The AMRC in Rotherham near Sheffield, UK, was initially founded in 2001 as a collaboration between the University of Sheffield and Boeing with support from Yorkshire Forward and the European Regional Development Fund. The AMRC cluster has specialist expertise in machining, casting, welding, additive manufacturing, composites and training. It now has over 80 industrial partners that include Boeing, Rolls Royce, BAE Systems, Airbus and of course Mitsubishi Materials. The centre acts as a support mechanism for the aerospace industry, driving technology brands such as Mitsubishi, DMG Mori, Nikken, NCMT, Renishaw, Starrag and many others to develop innovations that enable the aerospace OEMs to hit their targets. Targets that will primarily be to manufacture components and assemblies faster and more efficiently without increasing the shop floor plant list.
To put this philosophy into perspective, by 2032 it is estimated the global industry will demand 29,000 new large civil airliners, 24,000 business jets and 5,800 regional aircraft valued at over US$5 trillion. As a result innovation centres such as the AMRC is driving innovation together with industry to ensure the global airline industry is able to meet these demands. During our visit to the AMRC, we spoke with AMRC Commercial Director and Co-Founder, Mr Adrian Allen OBE who highlighted the initial ambition behind founding the technology centre over ten years ago. As Mr Allen told us: “When Professor Keith Ridgway CBE and I founded the AMRC, one of our key ambitions was to create sustainable wealth for everybody involved. We didn't define wealth purely in monetary terms but in terms of creating highly skilled jobs, value and profit for our partners.
"In the early days we set tangible targets against a timeline, but, after we built our first centre in 2004, we rapidly exceeded our targets and doubled in size within four years. In 2014 we opened our training centre and that has rapidly grown from a first intake of 160 apprentices to the current level of more than 400. One of our initial aims was to generate highly skilled engineering jobs and with this centre, we are realising our ambitions and creating the next generation of UK engineers."
The AMRC now has seven buildings with the latest expansion being the ‚Factory 2050'project. Earmarked to be opened later in 2015, it will be the first fully reconfigurable digital factory in the UK and will take the overall floor area of the AMRC to 38925sq/m.
The shop floor at the AMRC is regarded as the industry test bed for the next generation of production technology. The machine tools at the AMRC are provided by either the machine tool manufacturers or the aerospace OEMs. New technological developments for cutting fluids, cutting tools, workholding and toolholding, CAM software and machining strategies as well as new material compositions are all tested to the limit on the machines.
To ensure smooth up-scaling from research to full production, the AMRC uses industry standard machine platforms.

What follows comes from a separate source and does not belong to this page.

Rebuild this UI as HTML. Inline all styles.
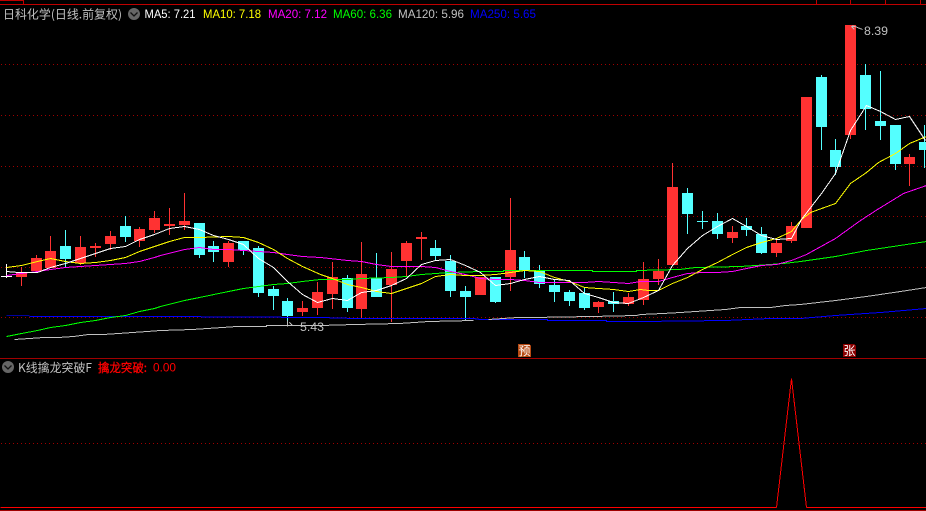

The benefit for the aircraft OEMs is that existing machine tools are optimised by introducing new techniques and strategies without disrupting existing production. For the equipment suppliers, their technology is rigorously tested under conditions that are dictated by the leading names in the aerospace industry. The comprehensive testing of the Mitsubishi Coolstar end mill range is one example.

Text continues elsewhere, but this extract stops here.